L. Dean Chapman, professor, anatomy and cell biology, Canada Research Chair in X-Ray Imaging, University of Saskatchewan
Biomedical Research Using Synchrotron Radiation: A synchrotron biomedical research facility is nearing completion at the Canadian Light Source in Saskatoon, Saskatchewan. The Biomedical Imaging and Therapy (BMIT) facility will provide high intensity, high x-ray energy light for a wide variety of imaging and therapy programs. This facility is now in the construction phase with some initial operations which began December 2008. The BMIT facility will have two beamline complexes; an insertion device source beamline at which the bulk of the imaging and therapy research on humans, animals, and plants will be carried out, and an ancillary bend magnet source beamline which will serve as a proof-of-principle facility and research tool for new methods of imaging and therapy. The bend magnet beamline is now being used for first experiments using conventional imaging and diffraction enhanced imaging). Several imaging methods (absorption-edge subtraction imaging, diffraction enhanced imaging, phase contrast imaging, and absorption imaging) in projection and computed tomography modes as well as monochromatic beam and filtered white beam therapy methods will be available.
The layout of the facility will be presented, the beamline status along with examples of the types of research that can be carried out at BMIT with emphasis on new imaging methods and applications being developed. Examples of results from the bend magnet beamline will also be presented.

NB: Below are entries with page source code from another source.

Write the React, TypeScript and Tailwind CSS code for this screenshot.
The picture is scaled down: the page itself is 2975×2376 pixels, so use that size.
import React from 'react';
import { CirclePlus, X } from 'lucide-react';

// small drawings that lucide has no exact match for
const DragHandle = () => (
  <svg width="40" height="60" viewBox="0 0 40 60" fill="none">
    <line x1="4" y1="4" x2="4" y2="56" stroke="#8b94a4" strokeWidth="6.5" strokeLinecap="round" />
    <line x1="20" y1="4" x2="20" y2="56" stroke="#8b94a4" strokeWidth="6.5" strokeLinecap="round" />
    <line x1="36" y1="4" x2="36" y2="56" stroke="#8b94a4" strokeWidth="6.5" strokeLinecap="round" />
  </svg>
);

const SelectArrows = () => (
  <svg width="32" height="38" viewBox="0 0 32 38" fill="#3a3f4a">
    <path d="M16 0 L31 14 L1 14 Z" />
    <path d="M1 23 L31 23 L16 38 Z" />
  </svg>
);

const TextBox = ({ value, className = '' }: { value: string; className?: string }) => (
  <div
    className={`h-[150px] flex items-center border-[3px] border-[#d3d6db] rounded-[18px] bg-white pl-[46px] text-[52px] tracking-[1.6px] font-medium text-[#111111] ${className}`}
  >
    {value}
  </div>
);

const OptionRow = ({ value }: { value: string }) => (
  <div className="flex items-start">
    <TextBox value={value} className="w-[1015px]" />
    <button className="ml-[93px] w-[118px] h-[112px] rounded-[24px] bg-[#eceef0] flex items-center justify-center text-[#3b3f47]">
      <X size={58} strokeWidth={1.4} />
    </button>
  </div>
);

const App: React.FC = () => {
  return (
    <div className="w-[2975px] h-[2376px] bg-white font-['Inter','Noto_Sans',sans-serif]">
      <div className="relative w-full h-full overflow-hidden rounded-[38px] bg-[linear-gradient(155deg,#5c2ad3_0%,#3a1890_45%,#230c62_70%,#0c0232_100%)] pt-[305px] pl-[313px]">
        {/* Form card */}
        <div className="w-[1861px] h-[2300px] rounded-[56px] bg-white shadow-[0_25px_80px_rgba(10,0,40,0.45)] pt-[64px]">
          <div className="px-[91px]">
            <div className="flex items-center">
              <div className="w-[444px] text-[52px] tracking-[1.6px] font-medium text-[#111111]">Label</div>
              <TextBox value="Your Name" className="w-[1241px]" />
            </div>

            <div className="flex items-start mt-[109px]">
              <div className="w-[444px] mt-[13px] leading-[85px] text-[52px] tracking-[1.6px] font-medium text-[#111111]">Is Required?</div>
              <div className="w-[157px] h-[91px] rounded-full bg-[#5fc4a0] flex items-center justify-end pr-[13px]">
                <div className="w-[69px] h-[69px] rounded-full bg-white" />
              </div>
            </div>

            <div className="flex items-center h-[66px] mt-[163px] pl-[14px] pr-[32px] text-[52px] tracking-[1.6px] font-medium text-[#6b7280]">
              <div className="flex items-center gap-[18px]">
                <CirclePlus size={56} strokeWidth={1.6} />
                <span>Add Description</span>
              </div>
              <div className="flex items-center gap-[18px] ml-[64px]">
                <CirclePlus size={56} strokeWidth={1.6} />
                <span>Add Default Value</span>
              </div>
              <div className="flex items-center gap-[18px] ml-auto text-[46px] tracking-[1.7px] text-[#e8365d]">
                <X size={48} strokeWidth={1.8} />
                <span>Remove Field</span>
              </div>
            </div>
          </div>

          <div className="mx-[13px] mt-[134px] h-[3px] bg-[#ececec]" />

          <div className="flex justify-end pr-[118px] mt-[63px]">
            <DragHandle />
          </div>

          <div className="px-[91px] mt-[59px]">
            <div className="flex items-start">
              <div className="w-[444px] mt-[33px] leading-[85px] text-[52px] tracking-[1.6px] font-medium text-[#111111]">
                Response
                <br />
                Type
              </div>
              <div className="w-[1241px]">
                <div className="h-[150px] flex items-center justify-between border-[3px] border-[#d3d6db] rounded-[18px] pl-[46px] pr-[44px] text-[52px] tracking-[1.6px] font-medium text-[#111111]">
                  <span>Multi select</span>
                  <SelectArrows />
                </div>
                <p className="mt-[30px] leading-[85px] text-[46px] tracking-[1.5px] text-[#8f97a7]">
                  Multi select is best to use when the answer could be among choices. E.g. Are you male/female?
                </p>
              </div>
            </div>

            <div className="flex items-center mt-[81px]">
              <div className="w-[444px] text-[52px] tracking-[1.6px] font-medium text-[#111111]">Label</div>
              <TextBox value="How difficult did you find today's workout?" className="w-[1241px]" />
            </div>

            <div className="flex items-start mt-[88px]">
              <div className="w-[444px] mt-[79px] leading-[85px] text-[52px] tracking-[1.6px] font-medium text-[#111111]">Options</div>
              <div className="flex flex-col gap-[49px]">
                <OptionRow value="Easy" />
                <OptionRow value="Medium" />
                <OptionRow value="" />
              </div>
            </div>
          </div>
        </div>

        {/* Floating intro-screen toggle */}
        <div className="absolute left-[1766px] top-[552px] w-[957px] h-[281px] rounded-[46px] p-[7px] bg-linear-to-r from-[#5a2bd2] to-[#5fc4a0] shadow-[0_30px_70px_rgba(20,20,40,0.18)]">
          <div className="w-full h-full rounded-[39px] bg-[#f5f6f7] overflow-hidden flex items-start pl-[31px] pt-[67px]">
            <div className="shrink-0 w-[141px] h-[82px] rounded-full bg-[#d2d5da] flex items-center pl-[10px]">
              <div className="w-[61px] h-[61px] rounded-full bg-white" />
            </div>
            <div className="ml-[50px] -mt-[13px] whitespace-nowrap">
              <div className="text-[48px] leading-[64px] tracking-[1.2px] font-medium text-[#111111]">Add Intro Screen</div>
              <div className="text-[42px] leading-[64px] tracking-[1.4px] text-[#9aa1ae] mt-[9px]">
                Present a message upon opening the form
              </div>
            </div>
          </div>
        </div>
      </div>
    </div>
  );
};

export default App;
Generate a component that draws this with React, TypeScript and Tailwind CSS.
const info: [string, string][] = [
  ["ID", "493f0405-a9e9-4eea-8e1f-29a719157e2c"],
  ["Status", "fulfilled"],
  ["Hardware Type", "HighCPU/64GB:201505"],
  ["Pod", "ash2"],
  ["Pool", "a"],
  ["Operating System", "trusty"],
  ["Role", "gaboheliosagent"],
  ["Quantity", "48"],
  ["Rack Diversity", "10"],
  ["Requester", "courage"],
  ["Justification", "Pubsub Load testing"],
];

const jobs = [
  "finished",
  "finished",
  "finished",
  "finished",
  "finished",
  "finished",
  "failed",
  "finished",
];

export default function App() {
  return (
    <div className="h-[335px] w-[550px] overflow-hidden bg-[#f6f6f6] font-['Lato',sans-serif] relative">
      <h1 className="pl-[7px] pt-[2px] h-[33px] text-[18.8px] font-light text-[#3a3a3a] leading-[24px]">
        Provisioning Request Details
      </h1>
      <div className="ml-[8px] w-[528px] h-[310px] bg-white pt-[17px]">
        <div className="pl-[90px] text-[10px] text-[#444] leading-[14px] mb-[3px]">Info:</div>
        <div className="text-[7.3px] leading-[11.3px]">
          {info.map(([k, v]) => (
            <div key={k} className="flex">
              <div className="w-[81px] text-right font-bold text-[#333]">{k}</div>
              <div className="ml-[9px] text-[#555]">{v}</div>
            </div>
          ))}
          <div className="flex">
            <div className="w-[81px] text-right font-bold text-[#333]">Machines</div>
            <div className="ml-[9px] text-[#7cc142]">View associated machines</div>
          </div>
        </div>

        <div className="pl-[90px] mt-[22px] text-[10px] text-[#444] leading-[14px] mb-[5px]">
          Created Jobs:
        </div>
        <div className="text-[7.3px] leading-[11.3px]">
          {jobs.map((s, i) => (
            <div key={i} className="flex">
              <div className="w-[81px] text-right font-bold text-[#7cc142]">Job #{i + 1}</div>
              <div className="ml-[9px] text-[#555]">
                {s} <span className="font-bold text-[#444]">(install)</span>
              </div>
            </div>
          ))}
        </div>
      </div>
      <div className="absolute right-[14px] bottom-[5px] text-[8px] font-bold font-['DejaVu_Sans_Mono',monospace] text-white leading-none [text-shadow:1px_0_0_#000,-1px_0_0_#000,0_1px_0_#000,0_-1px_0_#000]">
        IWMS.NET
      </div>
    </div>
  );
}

John G. Kerns, associate professor, psychological sciences, University of Missouri-Columbia
Understanding the Risk for Neuropsychiatric Disorders Using Functional Brain Imaging: MU has recently opened the Brain Imaging Center, a research dedicated Magnetic Resonance Imaging (MRI) facility. Research at the center is focused on understanding the nature of basic cognitive and emotional processes as well as the role of disturbances in those processes to understand neuropsychiatric disorders. For example, research at the center has focused on understanding the nature of risk for schizophrenia and for alcohol addiction. In research with patients, we have found that people with schizophrenia exhibit dysfunction in multiple brain regions, including the prefrontal cortex and the anterior cingulate cortex. Using functional MRI, we have found that people at-risk for schizophrenia only exhibit dysfunction in the prefrontal cortex, suggesting that prefrontal cortex impairment might be a critical risk factor for the development of schizophrenia. In other research at the center, we are investigating whether we can use rehabilitation strategies to improve prefrontal cortex functioning in people with schizophrenia and in people at-risk for the disorder. We are also examining whether exposure to extreme levels of alcohol can cause relatively enduring damage to the prefrontal cortex. Research with animals has consistently found that extreme alcohol exposure causes damage to the developing brain, especially the prefrontal cortex. However, human research has yet to examine whether extreme alcohol exposure results in damage to the prefrontal cortex. We are currently examining whether young adults who extreme drink on their 21st birthday exhibit damage to their prefrontal cortex. This type of brain imaging research ideally will help us understand the risk for neuropsychiatric disorders and help us design ways to prevent the development of severe mental disorders.